## YOUR INSTRUCTIONS
Determine how many lines carry the word "styles". Output that number only.

## DATA SEGMENT
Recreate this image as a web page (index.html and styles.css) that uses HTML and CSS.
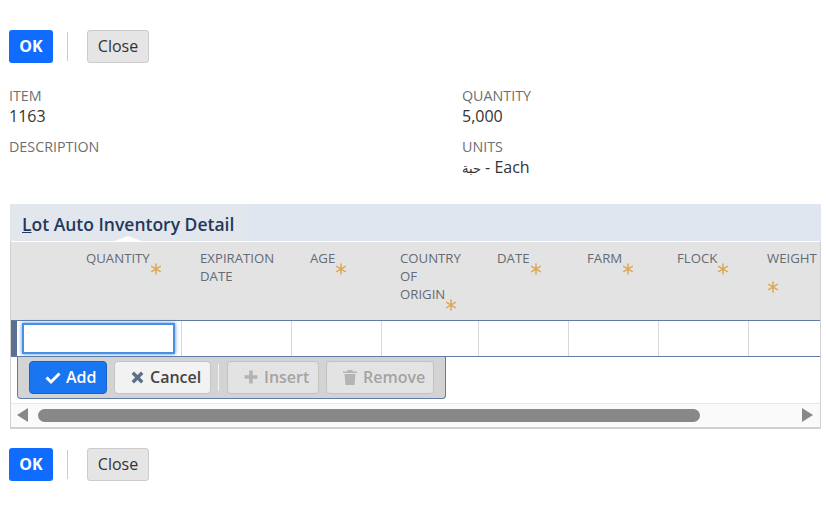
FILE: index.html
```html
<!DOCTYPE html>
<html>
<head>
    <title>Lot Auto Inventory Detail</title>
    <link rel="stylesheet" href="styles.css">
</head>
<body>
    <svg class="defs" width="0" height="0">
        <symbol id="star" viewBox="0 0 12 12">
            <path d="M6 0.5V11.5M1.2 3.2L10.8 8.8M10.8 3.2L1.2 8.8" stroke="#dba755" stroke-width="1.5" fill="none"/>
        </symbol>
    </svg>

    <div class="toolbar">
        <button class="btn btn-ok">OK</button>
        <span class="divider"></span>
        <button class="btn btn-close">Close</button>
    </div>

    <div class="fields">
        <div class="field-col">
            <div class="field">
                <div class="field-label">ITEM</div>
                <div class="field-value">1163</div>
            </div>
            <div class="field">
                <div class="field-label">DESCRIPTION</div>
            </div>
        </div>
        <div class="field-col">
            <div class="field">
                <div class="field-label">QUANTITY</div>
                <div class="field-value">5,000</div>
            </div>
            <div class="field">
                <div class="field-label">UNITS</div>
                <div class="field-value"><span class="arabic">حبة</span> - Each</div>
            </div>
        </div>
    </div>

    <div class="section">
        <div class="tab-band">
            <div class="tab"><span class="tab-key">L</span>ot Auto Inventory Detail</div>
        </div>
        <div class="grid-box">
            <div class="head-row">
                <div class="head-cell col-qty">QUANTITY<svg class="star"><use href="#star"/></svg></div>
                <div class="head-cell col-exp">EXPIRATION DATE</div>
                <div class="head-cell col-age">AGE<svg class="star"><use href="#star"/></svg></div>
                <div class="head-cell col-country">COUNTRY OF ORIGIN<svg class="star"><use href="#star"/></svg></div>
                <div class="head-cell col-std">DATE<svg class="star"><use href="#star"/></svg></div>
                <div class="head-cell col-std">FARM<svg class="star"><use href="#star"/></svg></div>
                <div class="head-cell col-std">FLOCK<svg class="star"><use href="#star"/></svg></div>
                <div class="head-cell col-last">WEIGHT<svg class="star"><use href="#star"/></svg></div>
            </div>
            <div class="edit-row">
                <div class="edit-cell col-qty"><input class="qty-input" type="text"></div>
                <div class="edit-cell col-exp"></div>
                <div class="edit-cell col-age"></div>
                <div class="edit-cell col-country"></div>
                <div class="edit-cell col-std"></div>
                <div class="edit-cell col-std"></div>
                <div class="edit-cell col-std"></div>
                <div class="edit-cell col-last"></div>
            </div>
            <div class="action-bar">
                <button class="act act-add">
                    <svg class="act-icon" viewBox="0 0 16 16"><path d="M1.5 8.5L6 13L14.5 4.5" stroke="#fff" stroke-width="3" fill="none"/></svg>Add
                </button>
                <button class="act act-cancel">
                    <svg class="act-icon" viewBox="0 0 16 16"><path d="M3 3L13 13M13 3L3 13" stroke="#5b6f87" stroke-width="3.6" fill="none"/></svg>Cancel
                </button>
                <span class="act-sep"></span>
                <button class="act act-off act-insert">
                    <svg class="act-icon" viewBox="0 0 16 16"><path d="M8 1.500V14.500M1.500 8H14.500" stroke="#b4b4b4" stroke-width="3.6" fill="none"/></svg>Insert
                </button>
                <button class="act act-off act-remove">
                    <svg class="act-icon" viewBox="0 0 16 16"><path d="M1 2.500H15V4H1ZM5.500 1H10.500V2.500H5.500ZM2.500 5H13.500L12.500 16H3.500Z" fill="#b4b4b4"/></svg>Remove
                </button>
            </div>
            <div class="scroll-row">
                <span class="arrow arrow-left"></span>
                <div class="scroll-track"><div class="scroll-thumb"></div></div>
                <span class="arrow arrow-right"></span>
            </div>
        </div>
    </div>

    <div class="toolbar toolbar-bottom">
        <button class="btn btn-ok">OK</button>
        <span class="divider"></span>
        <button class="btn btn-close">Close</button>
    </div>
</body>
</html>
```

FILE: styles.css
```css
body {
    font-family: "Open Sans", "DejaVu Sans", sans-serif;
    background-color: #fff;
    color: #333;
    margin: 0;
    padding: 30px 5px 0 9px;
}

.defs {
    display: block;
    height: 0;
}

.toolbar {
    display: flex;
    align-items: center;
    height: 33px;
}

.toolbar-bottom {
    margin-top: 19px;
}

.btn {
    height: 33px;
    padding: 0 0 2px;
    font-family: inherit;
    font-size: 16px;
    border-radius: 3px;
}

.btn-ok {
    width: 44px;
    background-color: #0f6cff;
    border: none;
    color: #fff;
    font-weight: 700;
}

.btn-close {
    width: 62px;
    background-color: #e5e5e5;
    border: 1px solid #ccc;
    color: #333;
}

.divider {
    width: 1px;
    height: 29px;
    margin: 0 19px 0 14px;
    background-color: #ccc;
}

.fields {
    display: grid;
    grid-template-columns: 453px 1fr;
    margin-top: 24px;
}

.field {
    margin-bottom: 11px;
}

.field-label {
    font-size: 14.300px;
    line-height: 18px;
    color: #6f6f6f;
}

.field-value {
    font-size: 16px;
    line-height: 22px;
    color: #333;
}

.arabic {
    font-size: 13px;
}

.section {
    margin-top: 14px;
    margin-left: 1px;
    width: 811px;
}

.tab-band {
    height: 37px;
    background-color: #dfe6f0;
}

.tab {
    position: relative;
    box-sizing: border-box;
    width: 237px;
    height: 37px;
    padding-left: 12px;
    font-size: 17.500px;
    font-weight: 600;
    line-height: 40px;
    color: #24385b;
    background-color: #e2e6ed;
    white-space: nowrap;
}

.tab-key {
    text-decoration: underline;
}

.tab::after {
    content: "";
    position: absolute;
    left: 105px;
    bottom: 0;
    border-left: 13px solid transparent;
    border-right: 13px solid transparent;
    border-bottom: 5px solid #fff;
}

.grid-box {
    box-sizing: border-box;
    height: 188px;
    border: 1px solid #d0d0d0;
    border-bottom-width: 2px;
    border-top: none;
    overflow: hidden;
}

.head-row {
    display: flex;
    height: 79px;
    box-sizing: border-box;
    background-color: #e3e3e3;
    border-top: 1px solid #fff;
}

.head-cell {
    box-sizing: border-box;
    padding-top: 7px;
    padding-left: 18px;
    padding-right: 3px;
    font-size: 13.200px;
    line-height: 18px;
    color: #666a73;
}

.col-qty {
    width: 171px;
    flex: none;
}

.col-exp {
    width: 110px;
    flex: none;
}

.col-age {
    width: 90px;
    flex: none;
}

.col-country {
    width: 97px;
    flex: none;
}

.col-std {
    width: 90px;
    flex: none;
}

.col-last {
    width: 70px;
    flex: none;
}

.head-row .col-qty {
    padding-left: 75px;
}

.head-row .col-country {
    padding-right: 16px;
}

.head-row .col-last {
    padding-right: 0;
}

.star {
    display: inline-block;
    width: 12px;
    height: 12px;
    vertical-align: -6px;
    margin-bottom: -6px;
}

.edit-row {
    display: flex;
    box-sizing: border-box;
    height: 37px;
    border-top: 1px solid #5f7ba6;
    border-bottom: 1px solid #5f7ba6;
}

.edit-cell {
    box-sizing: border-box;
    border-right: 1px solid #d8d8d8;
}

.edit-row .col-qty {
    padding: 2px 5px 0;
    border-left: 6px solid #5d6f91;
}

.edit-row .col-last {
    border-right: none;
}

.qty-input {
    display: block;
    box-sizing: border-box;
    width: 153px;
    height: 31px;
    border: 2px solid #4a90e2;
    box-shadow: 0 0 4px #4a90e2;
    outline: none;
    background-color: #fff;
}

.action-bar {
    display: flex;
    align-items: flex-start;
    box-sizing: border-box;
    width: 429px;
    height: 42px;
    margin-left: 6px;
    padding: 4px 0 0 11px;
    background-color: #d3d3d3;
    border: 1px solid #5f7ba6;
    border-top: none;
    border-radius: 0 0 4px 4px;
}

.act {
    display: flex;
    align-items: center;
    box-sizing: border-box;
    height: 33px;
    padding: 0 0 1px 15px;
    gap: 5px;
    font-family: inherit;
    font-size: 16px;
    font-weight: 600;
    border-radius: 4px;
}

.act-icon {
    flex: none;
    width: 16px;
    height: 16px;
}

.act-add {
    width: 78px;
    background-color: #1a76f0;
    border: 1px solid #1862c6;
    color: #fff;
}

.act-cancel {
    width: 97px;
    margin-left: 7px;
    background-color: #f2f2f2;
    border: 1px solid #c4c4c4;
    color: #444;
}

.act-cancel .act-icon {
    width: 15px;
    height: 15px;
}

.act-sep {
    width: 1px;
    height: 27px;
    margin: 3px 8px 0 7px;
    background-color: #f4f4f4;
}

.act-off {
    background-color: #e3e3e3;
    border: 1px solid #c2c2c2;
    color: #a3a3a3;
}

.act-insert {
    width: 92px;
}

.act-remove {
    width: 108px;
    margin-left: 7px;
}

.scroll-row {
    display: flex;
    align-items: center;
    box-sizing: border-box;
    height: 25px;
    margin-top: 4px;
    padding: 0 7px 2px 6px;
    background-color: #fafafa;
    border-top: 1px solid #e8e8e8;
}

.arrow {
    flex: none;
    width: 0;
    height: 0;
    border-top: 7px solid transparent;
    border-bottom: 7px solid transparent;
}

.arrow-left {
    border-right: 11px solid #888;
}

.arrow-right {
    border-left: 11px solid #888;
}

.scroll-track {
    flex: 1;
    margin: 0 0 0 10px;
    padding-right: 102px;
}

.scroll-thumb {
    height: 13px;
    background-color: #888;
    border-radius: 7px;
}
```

## SOLUTION
3